En 1621 el gremio de los plateros hizo una mascarada en honor de San Isidro Labrador en calles de la Ciudad de México. El desfile avanzó por las avenidas más importantes. Quienes participaban, iban disfrazados de caballeros andantes, de personajes de libros de caballería: «Don Belanis de Grecia, Palmerín de Oliva, El Caballero del Febo, yendo el último, como más moderno, Don Quijote de la Mancha […] y últimamente Sancho Panza y Doña Dulcinea del Toboso, que a rostros descubiertos los representaban dos hombres graciosos, de los más fieros rostros y ridículos trajes que se han visto».
¡Cómo querría haber presenciado aquel desfile! A sólo dieciséis años de la llegada del Espíritu Santo a Veracruz, Don Quijote cabalgaba en las calles de México, reconocido no sólo por el gremio de los plateros, sino identificado por un anónimo cronista como el personaje más «moderno» de la literatura.

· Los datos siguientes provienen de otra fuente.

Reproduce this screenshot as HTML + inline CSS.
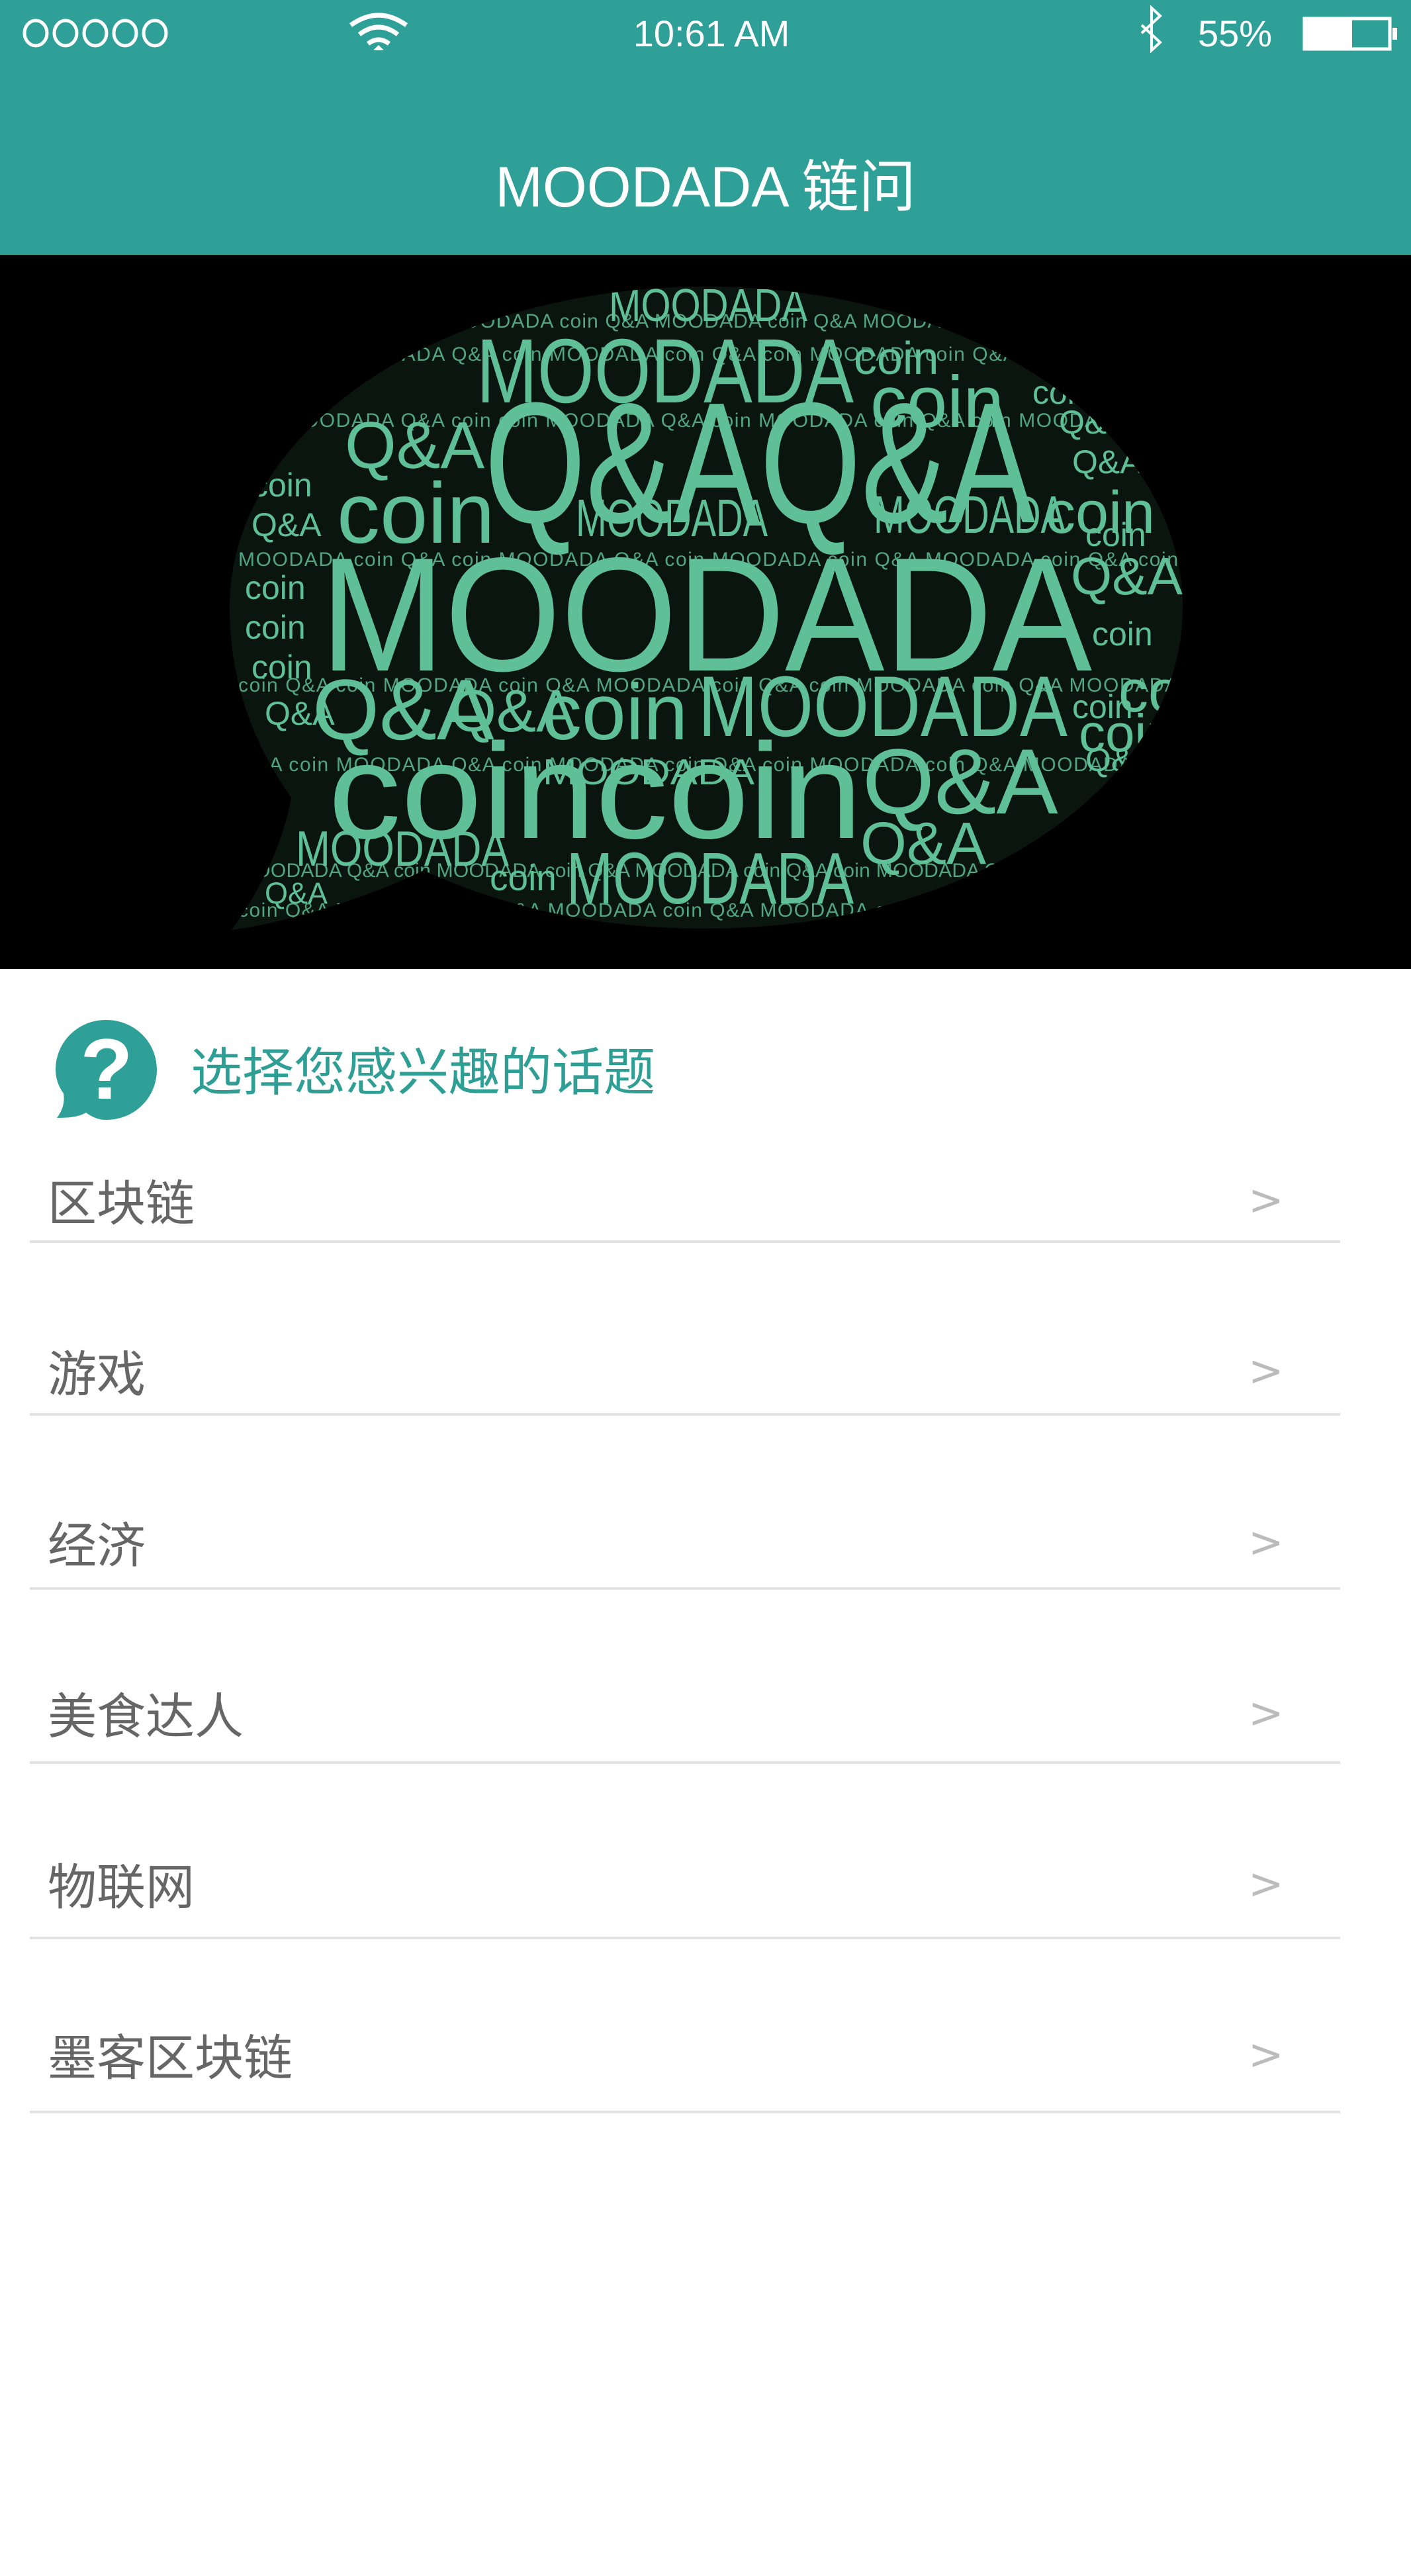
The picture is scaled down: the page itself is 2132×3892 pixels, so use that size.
<!DOCTYPE html>
<html><head><meta charset="utf-8"><style>
html,body{margin:0;padding:0;}
body{width:2132px;height:3892px;position:relative;background:#fff;overflow:hidden;font-family:"Liberation Sans","Noto Sans CJK SC",sans-serif;}
.nav{position:absolute;left:0;top:0;width:2132px;height:385px;background:#2fa098;}
.abs{position:absolute;white-space:nowrap;}
.row{position:absolute;left:72px;font-size:74px;color:#666;line-height:1;}
.arr{position:absolute;left:1886px;font-size:64px;color:#bbb;line-height:1;font-family:"DejaVu Sans",sans-serif;}
.div{position:absolute;left:45px;width:1980px;height:4px;background:#e2e2e2;}
</style></head><body>
<div class="nav"></div>
<!-- status bar -->
<svg class="abs" style="left:0;top:0" width="2132" height="110">
 <g fill="none" stroke="#fff" stroke-width="5">
  <ellipse cx="54" cy="50" rx="17" ry="19"/><ellipse cx="99" cy="50" rx="17" ry="19"/><ellipse cx="144" cy="50" rx="17" ry="19"/><ellipse cx="189" cy="50" rx="17" ry="19"/><ellipse cx="234" cy="50" rx="17" ry="19"/>
  <path d="M530 38 Q572 8 614 38" stroke-width="7"/><path d="M543 52 Q572 30 601 52" stroke-width="7"/><path d="M556 66 Q572 54 588 66" stroke-width="7"/>
  <path d="M1725 38 L1753 64 L1740 76 L1740 12 L1753 24 L1725 50" stroke-width="4"/>
  <rect x="1971" y="28" width="129" height="46" stroke-width="5"/>
 </g>
 <path d="M564 76 L572 68 L580 76 Z" fill="#fff"/>
 <rect x="1971" y="28" width="72" height="46" fill="#fff"/>
 <rect x="2104" y="42" width="7" height="18" fill="#fff"/>
 <text x="1075" y="70" font-size="56" fill="#fff" text-anchor="middle" font-family="Liberation Sans">10:61 AM</text>
 <text x="1810" y="70" font-size="56" fill="#fff" font-family="Liberation Sans">55%</text>
</svg>
<div class="abs" style="left:0;width:2132px;top:240px;text-align:center;font-size:86px;color:#fff;line-height:1;">MOODADA 链问</div>
<!-- banner -->
<svg class="abs" style="left:0;top:385px" width="2132" height="1079" viewBox="0 0 2132 1079">
 <rect width="2132" height="1079" fill="#000"/>
 <defs><clipPath id="cp"><path d="M1067 48 C1470 48 1787 265 1787 533 C1787 800 1470 1018 1067 1018 C900 1018 760 985 640 930 C560 970 430 1010 350 1020 C400 950 430 880 440 820 C380 735 347 640 347 533 C347 265 664 48 1067 48 Z"/></clipPath></defs>
 <path d="M1067 48 C1470 48 1787 265 1787 533 C1787 800 1470 1018 1067 1018 C900 1018 760 985 640 930 C560 970 430 1010 350 1020 C400 950 430 880 440 820 C380 735 347 640 347 533 C347 265 664 48 1067 48 Z" fill="#0b1510"/>
 <g clip-path="url(#cp)" fill="#5fbf96" font-family="Liberation Sans">
  <g font-size="30" opacity="0.85">
   <text x="360" y="110" textLength="1420">MOODADA coin Q&amp;A MOODADA coin Q&amp;A MOODADA coin Q&amp;A MOODADA coin Q&amp;A MOODADA</text>
   <text x="360" y="160" textLength="1420">Q&amp;A coin MOODADA Q&amp;A coin MOODADA coin Q&amp;A coin MOODADA coin Q&amp;A MOODADA coin</text>
   <text x="360" y="260" textLength="1420">coin MOODADA Q&amp;A coin coin MOODADA Q&amp;A coin MOODADA coin Q&amp;A coin MOODADA Q&amp;A</text>
   <text x="360" y="470" textLength="1420">MOODADA coin Q&amp;A coin MOODADA Q&amp;A coin MOODADA coin Q&amp;A MOODADA coin Q&amp;A coin</text>
   <text x="360" y="660" textLength="1420">coin Q&amp;A coin MOODADA coin Q&amp;A MOODADA coin Q&amp;A coin MOODADA coin Q&amp;A MOODADA</text>
   <text x="360" y="780" textLength="1420">Q&amp;A coin MOODADA Q&amp;A coin MOODADA coin Q&amp;A coin MOODADA coin Q&amp;A MOODADA coin</text>
   <text x="360" y="940" textLength="1420">MOODADA Q&amp;A coin MOODADA coin Q&amp;A MOODADA coin Q&amp;A coin MOODADA Q&amp;A coin MOODADA</text>
   <text x="360" y="1000" textLength="1420">coin Q&amp;A MOODADA coin Q&amp;A MOODADA coin Q&amp;A MOODADA coin Q&amp;A MOODADA coin Q&amp;A</text>
  </g>
  <g font-size="50">
   <text x="380" y="365">coin</text><text x="380" y="425">Q&amp;A</text><text x="370" y="520">coin</text><text x="370" y="580">coin</text><text x="380" y="640">coin</text><text x="400" y="710">Q&amp;A</text>
   <text x="1620" y="330">Q&amp;A</text><text x="1640" y="440">coin</text><text x="1650" y="590">coin</text><text x="1620" y="700">coin</text><text x="1640" y="780">Q&amp;A</text>
   <text x="1560" y="225">coin</text><text x="1600" y="270">Q&amp;A</text>
  </g>
  <text x="720" y="223" font-size="138" textLength="570" lengthAdjust="spacingAndGlyphs">MOODADA</text>
  <text x="920" y="100" font-size="70" textLength="300" lengthAdjust="spacingAndGlyphs">MOODADA</text>
  <text x="1290" y="180" font-size="70">coin</text>
  <text x="1315" y="260" font-size="110">coin</text>
  <text x="521" y="322" font-size="100">Q&amp;A</text>
  <text x="732" y="404" font-size="260" textLength="832" lengthAdjust="spacingAndGlyphs">Q&amp;AQ&amp;A</text>
  <text x="509" y="435" font-size="130">coin</text>
  <text x="1320" y="420" font-size="80" textLength="290" lengthAdjust="spacingAndGlyphs">MOODADA</text>
  <text x="870" y="425" font-size="80" textLength="290" lengthAdjust="spacingAndGlyphs">MOODADA</text>
  <text x="1580" y="420" font-size="90">coin</text>
  <text x="1618" y="513" font-size="80">Q&amp;A</text>
  <text x="484" y="628" font-size="245" textLength="1166" lengthAdjust="spacingAndGlyphs">MOODADA</text>
  <text x="1690" y="690" font-size="90">coin</text>
  <text x="472" y="732" font-size="130">Q&amp;A</text>
  <text x="680" y="720" font-size="90">Q&amp;A</text>
  <text x="819" y="732" font-size="120">coin</text>
  <text x="1055" y="727" font-size="130" textLength="558" lengthAdjust="spacingAndGlyphs">MOODADA</text>
  <text x="1630" y="750" font-size="80">coin</text>
  <text x="496" y="881" font-size="205" textLength="807" lengthAdjust="spacingAndGlyphs">coincoin</text>
  <text x="1303" y="844" font-size="140">Q&amp;A</text>
  <text x="1300" y="920" font-size="90">Q&amp;A</text>
  <text x="447" y="923" font-size="75" textLength="322" lengthAdjust="spacingAndGlyphs">MOODADA</text>
  <text x="856" y="980" font-size="110" textLength="434" lengthAdjust="spacingAndGlyphs">MOODADA</text>
  <text x="740" y="960" font-size="55">coin</text>
  <text x="820" y="800" font-size="55" textLength="320" lengthAdjust="spacingAndGlyphs">MOODADA</text>
  <text x="400" y="980" font-size="45">Q&amp;A</text>
 </g>
</svg>
<!-- section header -->
<svg class="abs" style="left:80px;top:1537px" width="160" height="160" viewBox="0 0 160 160">
 <path d="M80 4 C124 4 157 38 157 79 C157 121 124 155 80 155 C68 155 58 150 50 144 C40 150 25 152 6 152 C15 140 18 128 16 115 C8 104 4 92 4 79 C4 38 37 4 80 4 Z" fill="#2fa098"/>
 <text x="81" y="123" font-size="130" font-weight="bold" fill="#fff" text-anchor="middle" font-family="Liberation Sans">?</text>
</svg>
<div class="abs" style="left:288px;top:1581px;font-size:78px;color:#2f9f96;line-height:1;">选择您感兴趣的话题</div>
<!-- rows -->
<div class="row" style="top:1782px">区块链</div><div class="arr" style="top:1782px">&gt;</div><div class="div" style="top:1874px"></div>
<div class="row" style="top:2040px">游戏</div><div class="arr" style="top:2040px">&gt;</div><div class="div" style="top:2135px"></div>
<div class="row" style="top:2299px">经济</div><div class="arr" style="top:2299px">&gt;</div><div class="div" style="top:2398px"></div>
<div class="row" style="top:2557px">美食达人</div><div class="arr" style="top:2557px">&gt;</div><div class="div" style="top:2661px"></div>
<div class="row" style="top:2815px">物联网</div><div class="arr" style="top:2815px">&gt;</div><div class="div" style="top:2926px"></div>
<div class="row" style="top:3073px">墨客区块链</div><div class="arr" style="top:3073px">&gt;</div><div class="div" style="top:3189px"></div>
</body></html>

El Espíritu Santo era parte de una flota en la que venían, entre otros barcos, Nuestra Señora de los Remedios y el San Cristóbal. En 1911 se descubrió que en dichas naos venían otros 102 ejemplares que tal vez fueron a parar a la librería de Pedro Arias, ubicada en pleno Zócalo –es decir, en plena Plaza Mayor–«frente a la Puerta del Perdón de la Yglefia Mayor de México». Los comisarios de la Inquisición tuvieron noticia de que en esos barcos viajaban dos sevillanos que guardaban en su equipaje sendos ejemplares de El Quijote . Se llamaban Juan Ruiz de Gallardo y Alonso López Tríos. No sabemos nada de sus vidas, salvo esto: que se nos adelantaron en el acto de reír y gozar y maravillarse, en el acto de leer sin poder parar las páginas hermosas y sublimes «del Ingenioso hidalgo Don quixote de la Mancha».